As we waited, men in the jail uniform of field-gray trousers and shirt of narrow blue-and-white stripes came and went, their hands clasped after the manner of some sort of penitent. It made one nervous to see them walking, their hands clasped in front of them in that unnatural, meek fashion.
After a time Sacco appeared-a little fellow, well built, alert, so life-loving that even six months of inaction in jail had not effaced his vividness. Short, clean-cut as a Roman coin, eyes that looked at you straight, and above all a friendly way with him almost like a child who had never known anything but affection. There was something vivid about Sacco that made you think of swift, happy flashing things-jumping fish, a bird on the wing . . . .
Prisoners always have something they want; Sacco was no exception. What he wanted was work. “ Couldn’t you make them let me work?” he begged. “I have never loafed one day in my life.” He held out his hands, swift-moving hands, the sensitive hands of a sure workman. “I am used to work. If they won’t let me work, better they kill me right off, for anyhow I die.”
We sat down and Sacco told us how he came to America, how he got interested in books and in ideas and then in “The Idea,” which is the way he and his wife always speak of social justice—The Idea, the one great Idea, something to work for, something to suffer for.
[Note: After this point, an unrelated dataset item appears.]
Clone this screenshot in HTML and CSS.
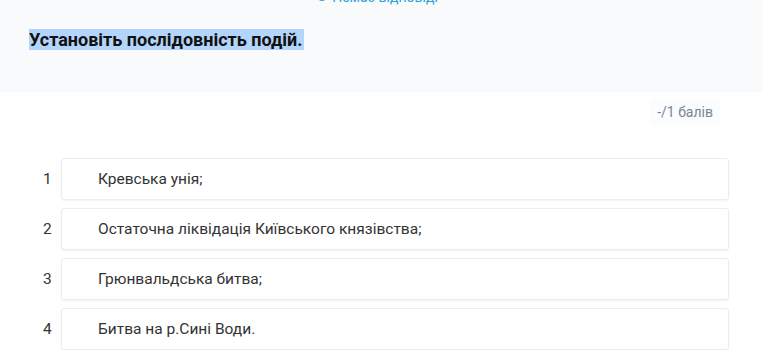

Sacco was saying: “If I am arrested because of The Idea I am glad to suffer. If I must I will die for it. But they have arrested me for gunman job. What have I worked for all my life? I have worked for educate myself, my comrades. Only so we go on, by learning. Do I want to go back to gorilla day, shooting man in the back? Why should they say I do things like that, when I love all people—my wife, my child , ideas? I love them all the same. Always my wife and I we try help everybody. We give little theater shows, we get money for strikes. We get money for all people who need help-not only our own comrades, Catholics, all people.”
Loving people as he did, loving learning as he did, he was wounded to the quick that he should be accused of such a crime.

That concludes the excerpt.